Humans should have full decision-making power, the guidelines state, and have the right to choose whether to accept AI services, exit an interaction with an AI system or discontinue its operation at any time. The document was published by China’s Ministry of Science and Technology (MOST) last Sunday.
The goal is to “make sure that artificial intelligence is always under the control of humans,” the guidelines state.
“This is the first specification we see from the [Chinese] government on AI ethics,” said Rebecca Arcesati, an analyst at the German think tank Mercator Institute for China Studies (Merics). “We had only seen high-level principles before.”
The guidelines, titled “New Generation Artificial Intelligence Ethics Specifications”, were drafted by an AI governance committee, which was established under the MOST in February 2019. In June that year, the committee published a set of guiding principles for AI governance that was much shorter and broader than the newly released specifications.

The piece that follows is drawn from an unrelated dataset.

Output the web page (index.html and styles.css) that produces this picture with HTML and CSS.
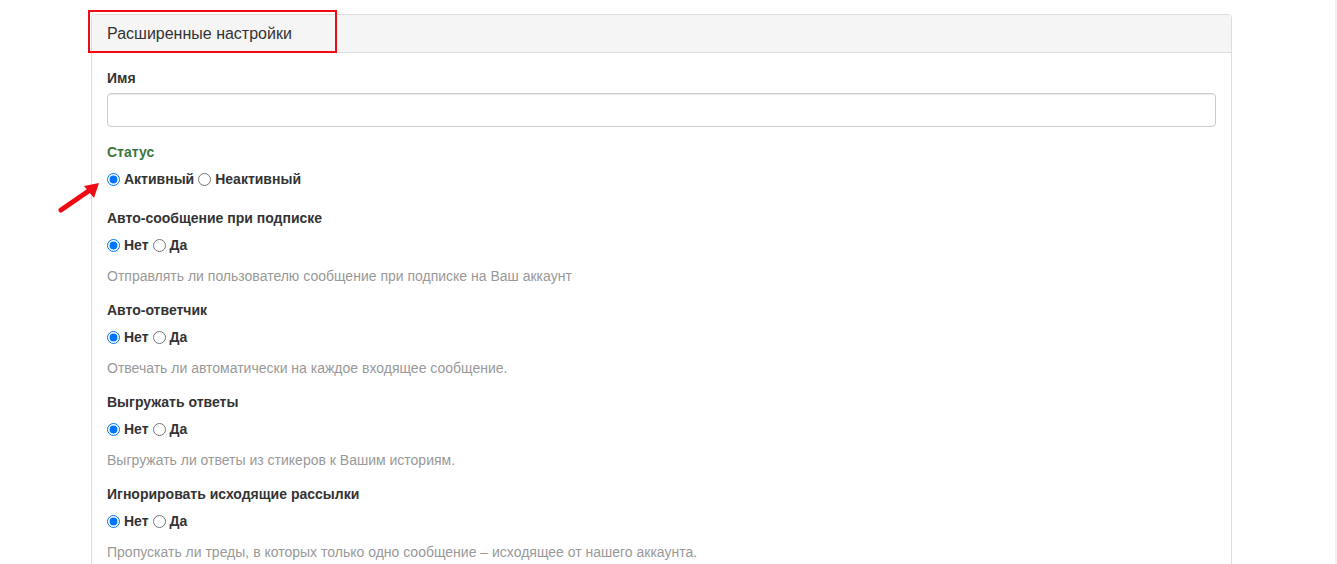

The document outlines six basic principles for AI systems, including ensuring that they are “controllable and trustworthy”. The other principles are improving human well-being, promoting fairness and justice, protecting privacy and safety, and raising ethical literacy.
The emphasis on protecting and empowering users reflects Beijing’s efforts to exercise greater control over the country’s tech sector. One of the latest moves in the year-long crackdown has been targeting content recommendation algorithms, which often rely on AI systems built on collecting and analysing massive amounts of user data.
The new AI guidelines are “a clear message to tech giants that have built entire business models on recommendation algorithms”, Arcesati said.
However, the changes are being done in the name of user choice, giving users more control over their interactions with AI systems online, an issue other countries are also grappling with. Data security, personal privacy and the right to opt out of AI-driven decision-making are all mentioned in the new document.
Preventing risks requires spotting and addressing technical and security vulnerabilities in AI systems, making sure that relevant entities are held accountable, the document says, and that the management and control of AI product quality are improved.
The guidelines also forbid AI products and services from engaging in illegal activities and severely endangering national security, public security or manufacturing security. Neither should they be able to harm the public interest, the document states.